- [Stored data]
'''

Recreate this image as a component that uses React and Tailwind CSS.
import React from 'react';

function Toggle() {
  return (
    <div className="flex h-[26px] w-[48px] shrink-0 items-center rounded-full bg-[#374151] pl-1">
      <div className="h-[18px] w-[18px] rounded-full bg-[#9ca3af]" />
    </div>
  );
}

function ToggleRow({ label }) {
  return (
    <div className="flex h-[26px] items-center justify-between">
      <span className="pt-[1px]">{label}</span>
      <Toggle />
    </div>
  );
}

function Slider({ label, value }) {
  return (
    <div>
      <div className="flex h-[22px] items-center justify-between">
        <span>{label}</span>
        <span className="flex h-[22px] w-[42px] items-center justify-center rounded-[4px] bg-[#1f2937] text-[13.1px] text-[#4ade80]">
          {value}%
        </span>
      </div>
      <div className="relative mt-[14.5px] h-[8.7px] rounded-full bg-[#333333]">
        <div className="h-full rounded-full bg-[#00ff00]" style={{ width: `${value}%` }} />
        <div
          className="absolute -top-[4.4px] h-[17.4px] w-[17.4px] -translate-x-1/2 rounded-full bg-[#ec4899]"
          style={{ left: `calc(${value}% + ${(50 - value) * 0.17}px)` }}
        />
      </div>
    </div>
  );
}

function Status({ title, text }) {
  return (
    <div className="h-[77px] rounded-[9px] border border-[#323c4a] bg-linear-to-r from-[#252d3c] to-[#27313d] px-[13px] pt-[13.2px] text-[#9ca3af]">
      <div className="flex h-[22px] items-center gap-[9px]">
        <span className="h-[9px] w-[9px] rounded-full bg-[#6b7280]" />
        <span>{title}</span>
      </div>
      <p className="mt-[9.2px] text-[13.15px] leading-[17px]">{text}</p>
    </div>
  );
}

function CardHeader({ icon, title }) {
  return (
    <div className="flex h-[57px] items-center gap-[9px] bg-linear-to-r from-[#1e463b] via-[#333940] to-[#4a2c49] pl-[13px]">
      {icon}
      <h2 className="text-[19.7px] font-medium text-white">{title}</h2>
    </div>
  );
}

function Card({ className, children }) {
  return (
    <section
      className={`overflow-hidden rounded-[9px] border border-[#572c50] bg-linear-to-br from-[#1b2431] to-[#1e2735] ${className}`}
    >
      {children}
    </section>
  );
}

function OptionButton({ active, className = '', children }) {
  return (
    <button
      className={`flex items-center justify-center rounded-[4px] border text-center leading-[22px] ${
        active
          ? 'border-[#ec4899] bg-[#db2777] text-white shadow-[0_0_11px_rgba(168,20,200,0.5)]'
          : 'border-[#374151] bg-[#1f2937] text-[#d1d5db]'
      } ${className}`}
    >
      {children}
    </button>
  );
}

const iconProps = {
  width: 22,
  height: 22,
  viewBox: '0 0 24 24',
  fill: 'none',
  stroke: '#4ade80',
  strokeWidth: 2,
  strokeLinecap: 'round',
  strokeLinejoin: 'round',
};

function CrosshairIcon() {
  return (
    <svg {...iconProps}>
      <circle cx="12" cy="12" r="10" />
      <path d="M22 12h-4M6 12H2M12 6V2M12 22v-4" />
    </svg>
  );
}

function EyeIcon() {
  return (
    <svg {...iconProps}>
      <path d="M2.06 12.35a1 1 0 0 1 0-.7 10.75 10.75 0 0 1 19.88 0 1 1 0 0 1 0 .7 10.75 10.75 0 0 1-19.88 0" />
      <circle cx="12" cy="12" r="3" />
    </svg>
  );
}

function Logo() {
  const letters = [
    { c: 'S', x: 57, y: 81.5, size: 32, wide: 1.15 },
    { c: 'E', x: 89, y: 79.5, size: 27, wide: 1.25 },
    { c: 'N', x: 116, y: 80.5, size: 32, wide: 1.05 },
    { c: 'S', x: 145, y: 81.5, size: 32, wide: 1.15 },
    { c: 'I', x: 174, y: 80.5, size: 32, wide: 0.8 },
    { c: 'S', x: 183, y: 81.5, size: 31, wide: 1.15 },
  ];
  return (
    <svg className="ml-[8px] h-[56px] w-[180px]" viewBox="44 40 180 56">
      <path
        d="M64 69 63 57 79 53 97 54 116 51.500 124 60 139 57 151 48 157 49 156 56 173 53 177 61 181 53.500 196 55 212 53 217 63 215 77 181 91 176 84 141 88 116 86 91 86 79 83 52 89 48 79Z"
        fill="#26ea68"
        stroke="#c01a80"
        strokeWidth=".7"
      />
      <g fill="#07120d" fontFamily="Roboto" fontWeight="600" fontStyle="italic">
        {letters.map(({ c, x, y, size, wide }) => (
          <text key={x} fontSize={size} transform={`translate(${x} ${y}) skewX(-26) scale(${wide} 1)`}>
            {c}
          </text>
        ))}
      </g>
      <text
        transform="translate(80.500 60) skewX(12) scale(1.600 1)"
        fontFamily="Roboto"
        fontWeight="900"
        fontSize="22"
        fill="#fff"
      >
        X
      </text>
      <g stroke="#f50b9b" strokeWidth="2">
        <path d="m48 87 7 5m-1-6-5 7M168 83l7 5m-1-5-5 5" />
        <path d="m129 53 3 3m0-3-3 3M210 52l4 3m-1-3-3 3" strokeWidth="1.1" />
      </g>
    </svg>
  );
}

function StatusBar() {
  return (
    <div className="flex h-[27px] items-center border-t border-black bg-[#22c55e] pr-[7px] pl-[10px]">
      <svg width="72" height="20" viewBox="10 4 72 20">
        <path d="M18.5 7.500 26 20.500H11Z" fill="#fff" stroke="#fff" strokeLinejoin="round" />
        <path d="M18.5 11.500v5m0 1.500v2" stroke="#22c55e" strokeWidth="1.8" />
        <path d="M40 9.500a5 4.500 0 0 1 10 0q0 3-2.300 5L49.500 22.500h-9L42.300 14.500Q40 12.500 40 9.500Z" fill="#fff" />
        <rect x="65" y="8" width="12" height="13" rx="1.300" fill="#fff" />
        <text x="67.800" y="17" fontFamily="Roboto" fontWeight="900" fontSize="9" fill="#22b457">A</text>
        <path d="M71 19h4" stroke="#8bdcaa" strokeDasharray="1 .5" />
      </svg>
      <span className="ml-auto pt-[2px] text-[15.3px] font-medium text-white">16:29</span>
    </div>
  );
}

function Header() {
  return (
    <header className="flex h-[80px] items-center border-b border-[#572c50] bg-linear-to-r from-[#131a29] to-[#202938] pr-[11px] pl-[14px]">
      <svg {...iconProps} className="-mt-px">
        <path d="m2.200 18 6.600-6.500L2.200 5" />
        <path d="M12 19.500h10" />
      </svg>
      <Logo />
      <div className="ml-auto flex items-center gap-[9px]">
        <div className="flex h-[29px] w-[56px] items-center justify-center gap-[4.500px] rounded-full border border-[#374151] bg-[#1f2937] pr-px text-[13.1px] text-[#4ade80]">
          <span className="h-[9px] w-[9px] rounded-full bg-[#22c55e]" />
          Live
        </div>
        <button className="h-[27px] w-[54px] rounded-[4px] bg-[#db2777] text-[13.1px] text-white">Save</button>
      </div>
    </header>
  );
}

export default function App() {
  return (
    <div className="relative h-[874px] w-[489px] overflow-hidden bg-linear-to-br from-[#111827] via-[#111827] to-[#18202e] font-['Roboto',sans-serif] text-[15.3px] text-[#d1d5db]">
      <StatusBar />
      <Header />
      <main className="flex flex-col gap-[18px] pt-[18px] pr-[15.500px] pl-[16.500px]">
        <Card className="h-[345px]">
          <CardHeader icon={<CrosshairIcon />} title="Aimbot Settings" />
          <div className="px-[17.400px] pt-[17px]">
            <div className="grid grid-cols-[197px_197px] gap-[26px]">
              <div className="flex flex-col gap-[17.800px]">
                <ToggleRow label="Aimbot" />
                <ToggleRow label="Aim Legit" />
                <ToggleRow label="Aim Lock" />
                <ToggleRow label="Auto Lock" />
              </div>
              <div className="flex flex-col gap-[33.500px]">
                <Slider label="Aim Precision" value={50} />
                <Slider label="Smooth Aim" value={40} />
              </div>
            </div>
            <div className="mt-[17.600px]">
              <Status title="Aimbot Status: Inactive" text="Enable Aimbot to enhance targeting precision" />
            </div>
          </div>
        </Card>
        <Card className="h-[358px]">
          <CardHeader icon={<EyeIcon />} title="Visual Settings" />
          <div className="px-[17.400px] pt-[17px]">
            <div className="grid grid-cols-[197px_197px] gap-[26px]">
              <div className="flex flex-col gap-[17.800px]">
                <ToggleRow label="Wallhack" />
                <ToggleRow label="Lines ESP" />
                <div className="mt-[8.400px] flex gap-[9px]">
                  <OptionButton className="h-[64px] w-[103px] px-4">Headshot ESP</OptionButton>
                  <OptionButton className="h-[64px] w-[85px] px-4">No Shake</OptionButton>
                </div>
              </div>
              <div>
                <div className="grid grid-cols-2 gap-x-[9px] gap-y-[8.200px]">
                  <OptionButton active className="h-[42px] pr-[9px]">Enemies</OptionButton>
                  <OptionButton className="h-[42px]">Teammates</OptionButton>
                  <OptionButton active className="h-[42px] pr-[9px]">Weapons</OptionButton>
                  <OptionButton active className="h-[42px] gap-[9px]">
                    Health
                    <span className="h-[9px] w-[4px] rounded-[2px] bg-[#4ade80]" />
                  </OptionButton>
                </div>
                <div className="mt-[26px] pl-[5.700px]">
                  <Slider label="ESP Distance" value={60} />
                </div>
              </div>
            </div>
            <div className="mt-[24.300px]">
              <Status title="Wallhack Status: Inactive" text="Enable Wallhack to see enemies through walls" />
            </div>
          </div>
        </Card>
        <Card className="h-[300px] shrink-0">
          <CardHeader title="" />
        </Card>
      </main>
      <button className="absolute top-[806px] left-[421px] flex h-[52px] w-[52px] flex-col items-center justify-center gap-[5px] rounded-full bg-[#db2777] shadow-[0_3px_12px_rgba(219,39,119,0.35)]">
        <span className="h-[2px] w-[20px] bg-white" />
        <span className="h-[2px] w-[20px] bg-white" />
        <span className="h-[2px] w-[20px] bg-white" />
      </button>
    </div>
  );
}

'''

- [Set problem] All lines holding the word "React" should be picked out and copied.

- [Final result]
Recreate this image as a component that uses React and Tailwind CSS.
import React from 'react';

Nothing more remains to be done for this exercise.